━━━━━ Given material

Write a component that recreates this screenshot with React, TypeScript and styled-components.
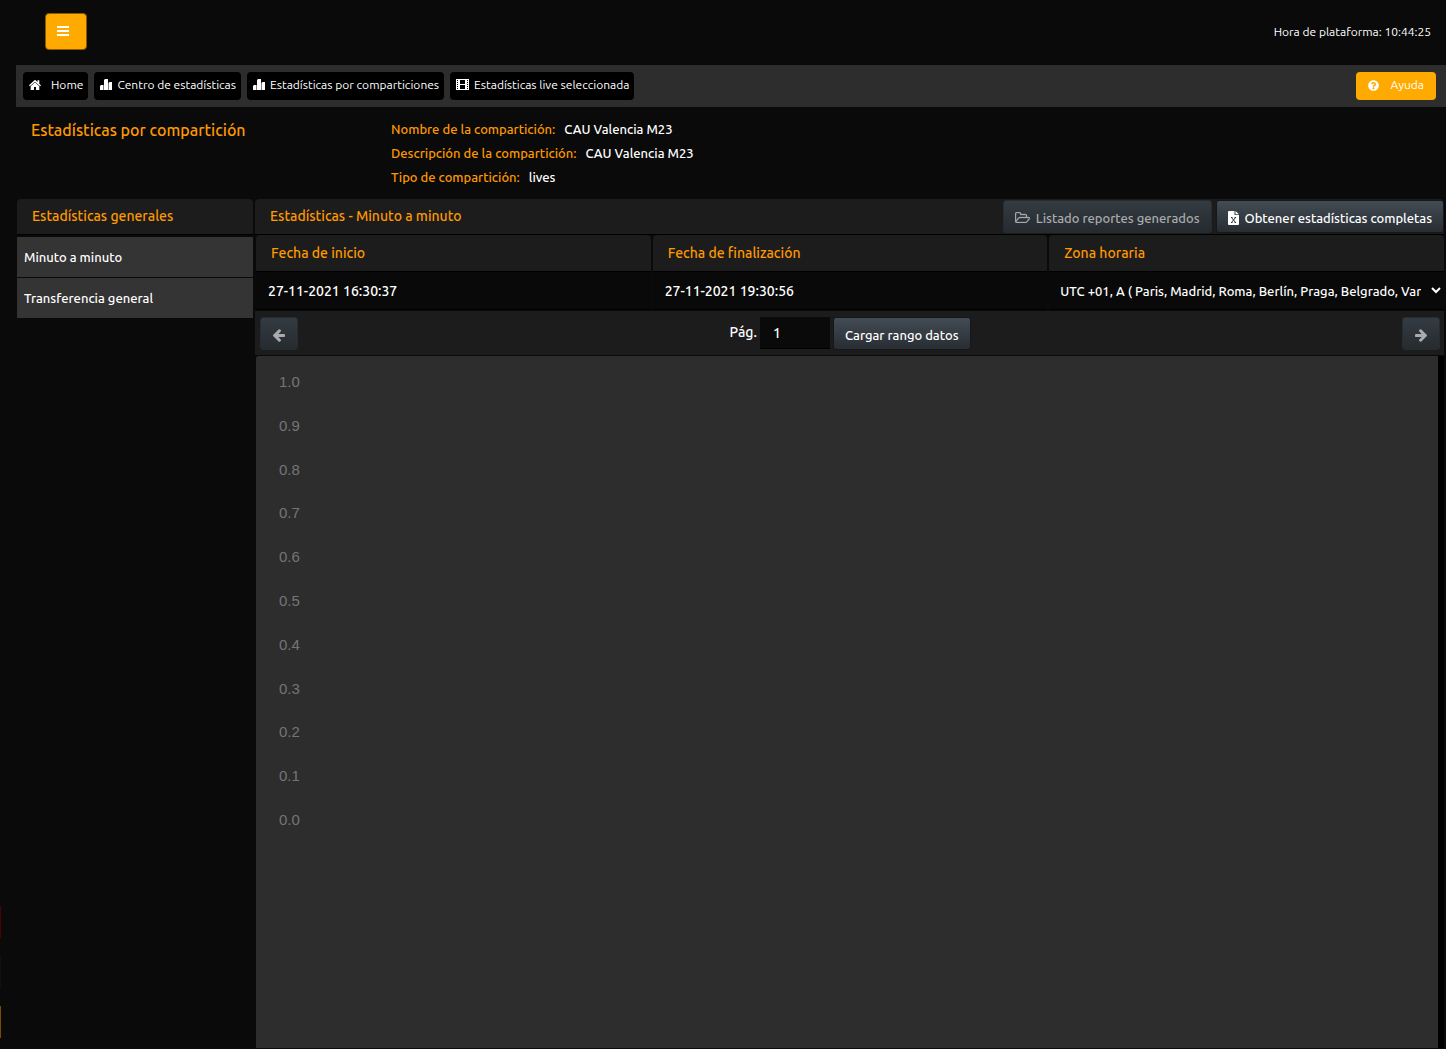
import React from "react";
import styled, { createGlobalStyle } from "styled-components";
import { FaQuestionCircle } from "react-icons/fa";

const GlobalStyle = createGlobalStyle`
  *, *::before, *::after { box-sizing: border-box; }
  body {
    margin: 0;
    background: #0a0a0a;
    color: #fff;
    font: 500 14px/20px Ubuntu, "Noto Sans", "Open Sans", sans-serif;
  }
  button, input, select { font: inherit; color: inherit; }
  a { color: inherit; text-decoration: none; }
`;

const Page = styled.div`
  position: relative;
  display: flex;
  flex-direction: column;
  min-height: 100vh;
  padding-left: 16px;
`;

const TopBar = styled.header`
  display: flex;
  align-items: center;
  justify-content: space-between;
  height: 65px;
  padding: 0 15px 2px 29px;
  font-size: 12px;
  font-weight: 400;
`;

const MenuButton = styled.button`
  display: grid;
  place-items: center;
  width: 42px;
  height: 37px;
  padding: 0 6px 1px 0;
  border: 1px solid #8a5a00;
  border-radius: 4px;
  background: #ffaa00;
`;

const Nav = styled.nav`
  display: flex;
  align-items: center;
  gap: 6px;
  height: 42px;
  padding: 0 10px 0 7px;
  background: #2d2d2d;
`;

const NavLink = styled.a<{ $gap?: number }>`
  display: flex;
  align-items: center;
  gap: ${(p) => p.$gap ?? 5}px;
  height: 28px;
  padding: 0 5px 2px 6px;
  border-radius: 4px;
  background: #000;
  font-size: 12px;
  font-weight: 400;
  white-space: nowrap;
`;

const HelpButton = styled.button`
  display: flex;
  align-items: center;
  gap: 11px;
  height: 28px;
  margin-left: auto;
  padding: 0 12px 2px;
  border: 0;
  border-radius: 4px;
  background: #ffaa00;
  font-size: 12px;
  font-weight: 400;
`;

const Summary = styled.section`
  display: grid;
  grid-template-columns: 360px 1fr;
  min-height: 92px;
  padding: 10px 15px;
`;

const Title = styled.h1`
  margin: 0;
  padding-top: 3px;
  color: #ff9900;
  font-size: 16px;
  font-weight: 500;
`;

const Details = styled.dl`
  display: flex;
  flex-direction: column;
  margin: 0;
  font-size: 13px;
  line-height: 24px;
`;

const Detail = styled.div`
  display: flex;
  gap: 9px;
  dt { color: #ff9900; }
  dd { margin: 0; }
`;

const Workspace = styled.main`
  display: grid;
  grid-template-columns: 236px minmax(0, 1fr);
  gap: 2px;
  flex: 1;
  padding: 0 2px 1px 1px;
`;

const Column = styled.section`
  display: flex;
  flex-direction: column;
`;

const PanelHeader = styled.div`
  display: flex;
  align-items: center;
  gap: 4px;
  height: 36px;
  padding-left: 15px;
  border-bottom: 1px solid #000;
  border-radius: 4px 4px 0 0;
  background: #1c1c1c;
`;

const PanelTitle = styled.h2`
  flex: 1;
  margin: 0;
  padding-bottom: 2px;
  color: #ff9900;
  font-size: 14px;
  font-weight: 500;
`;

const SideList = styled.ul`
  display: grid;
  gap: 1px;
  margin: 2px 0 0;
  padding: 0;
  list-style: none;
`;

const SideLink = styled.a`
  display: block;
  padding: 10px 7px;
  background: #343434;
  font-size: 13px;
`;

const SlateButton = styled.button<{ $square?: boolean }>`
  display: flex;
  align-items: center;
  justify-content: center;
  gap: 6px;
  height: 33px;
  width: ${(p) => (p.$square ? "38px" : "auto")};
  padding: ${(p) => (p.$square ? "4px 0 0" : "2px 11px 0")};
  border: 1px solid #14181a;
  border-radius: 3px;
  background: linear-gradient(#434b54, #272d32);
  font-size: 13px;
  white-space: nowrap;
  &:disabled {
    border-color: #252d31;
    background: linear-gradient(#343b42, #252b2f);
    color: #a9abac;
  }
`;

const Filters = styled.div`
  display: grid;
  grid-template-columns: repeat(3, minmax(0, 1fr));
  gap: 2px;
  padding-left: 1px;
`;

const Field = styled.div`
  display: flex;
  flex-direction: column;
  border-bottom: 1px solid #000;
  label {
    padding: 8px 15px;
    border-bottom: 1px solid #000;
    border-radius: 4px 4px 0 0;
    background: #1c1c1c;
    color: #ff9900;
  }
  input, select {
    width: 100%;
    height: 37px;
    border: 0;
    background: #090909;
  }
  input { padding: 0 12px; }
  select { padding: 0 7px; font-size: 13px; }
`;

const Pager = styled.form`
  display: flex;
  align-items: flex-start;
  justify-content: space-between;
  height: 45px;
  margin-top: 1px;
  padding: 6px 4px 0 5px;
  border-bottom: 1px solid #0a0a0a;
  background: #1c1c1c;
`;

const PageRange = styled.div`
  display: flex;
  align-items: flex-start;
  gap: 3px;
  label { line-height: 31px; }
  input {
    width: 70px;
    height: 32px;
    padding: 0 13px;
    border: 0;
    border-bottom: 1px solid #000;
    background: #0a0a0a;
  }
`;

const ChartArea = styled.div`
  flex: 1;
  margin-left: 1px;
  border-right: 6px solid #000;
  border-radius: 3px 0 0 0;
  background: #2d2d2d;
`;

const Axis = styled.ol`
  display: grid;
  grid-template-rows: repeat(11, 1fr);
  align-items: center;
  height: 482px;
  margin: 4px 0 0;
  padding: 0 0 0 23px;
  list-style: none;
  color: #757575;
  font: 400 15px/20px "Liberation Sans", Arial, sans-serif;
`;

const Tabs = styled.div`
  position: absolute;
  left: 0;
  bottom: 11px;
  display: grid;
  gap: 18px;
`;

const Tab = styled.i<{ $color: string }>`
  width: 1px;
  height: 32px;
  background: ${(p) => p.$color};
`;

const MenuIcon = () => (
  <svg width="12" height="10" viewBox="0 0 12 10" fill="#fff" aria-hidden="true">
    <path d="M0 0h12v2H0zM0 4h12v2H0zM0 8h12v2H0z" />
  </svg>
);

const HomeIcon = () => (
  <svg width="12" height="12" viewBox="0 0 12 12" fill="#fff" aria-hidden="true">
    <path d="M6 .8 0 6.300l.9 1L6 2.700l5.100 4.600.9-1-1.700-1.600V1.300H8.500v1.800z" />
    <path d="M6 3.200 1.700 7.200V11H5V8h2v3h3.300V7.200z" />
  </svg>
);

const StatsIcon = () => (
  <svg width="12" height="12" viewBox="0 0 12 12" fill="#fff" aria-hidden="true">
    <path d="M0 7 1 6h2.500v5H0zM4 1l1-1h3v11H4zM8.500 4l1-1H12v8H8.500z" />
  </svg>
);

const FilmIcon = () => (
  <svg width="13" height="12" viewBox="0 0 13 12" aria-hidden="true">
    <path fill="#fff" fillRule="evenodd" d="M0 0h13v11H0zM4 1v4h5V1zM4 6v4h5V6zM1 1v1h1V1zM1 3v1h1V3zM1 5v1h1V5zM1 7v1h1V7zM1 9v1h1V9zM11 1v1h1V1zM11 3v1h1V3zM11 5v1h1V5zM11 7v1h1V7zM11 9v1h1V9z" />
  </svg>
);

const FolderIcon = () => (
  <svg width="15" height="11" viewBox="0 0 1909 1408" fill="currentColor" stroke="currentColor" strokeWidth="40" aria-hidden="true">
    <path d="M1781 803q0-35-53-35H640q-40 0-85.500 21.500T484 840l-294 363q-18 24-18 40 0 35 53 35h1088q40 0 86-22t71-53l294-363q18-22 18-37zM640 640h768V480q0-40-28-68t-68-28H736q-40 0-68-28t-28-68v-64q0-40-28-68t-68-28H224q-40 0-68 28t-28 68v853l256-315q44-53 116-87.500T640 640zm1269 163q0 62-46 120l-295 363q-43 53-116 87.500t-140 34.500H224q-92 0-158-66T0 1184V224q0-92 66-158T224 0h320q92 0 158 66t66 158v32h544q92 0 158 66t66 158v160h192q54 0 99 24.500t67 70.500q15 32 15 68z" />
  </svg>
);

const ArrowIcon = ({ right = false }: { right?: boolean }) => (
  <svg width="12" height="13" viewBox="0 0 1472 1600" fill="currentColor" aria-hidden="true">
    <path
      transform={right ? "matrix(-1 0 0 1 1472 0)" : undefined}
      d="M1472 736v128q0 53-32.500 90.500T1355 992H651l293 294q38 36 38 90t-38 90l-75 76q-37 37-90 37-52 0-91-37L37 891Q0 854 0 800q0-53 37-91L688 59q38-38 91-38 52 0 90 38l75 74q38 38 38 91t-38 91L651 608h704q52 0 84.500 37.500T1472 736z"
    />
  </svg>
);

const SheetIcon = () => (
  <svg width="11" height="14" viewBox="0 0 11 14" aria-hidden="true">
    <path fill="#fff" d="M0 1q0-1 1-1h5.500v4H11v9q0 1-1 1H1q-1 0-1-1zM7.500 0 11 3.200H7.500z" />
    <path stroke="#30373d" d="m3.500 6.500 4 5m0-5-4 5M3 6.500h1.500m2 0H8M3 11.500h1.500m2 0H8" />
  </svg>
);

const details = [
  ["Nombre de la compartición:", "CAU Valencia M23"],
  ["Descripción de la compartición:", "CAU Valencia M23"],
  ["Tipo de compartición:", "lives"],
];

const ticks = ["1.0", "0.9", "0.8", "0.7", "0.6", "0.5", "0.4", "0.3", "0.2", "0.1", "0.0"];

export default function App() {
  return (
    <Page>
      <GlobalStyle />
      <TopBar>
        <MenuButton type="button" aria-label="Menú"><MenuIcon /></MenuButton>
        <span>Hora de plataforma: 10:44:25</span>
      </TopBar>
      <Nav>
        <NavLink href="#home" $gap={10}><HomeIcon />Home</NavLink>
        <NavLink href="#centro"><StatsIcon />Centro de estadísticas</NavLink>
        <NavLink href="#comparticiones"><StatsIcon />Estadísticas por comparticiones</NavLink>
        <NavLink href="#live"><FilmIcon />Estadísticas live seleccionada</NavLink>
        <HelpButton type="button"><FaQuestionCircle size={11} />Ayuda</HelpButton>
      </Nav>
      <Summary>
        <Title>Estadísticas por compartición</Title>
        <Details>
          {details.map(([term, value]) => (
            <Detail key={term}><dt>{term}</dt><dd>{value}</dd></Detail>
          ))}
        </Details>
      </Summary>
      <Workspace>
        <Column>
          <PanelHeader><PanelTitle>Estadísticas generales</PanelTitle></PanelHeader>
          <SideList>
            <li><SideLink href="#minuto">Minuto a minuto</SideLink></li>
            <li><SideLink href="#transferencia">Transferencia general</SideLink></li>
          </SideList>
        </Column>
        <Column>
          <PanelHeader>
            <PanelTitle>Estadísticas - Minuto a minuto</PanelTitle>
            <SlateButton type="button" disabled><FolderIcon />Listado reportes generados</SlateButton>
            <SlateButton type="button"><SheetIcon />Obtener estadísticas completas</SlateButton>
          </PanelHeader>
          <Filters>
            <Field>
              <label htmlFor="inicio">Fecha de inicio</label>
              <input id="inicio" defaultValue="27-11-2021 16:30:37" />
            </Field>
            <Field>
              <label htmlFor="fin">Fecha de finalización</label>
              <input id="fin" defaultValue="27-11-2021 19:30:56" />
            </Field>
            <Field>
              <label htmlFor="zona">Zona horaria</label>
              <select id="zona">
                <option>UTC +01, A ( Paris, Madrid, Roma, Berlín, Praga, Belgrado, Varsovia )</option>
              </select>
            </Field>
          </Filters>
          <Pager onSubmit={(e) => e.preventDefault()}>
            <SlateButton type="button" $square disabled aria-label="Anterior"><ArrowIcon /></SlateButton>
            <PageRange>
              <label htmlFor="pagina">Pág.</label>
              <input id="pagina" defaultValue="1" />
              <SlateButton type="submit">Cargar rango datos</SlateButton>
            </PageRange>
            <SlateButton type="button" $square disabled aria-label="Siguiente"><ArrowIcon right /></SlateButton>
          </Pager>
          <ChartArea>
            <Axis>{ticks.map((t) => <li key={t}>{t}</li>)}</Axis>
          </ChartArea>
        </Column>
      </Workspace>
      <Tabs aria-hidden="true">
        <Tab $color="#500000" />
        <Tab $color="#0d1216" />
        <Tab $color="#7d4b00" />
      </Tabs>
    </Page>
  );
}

━━━━━━━━━━

The request :: Check each line of the data above for the word "components", then state how many lines have it. Give the number alone.

Completed task :: 2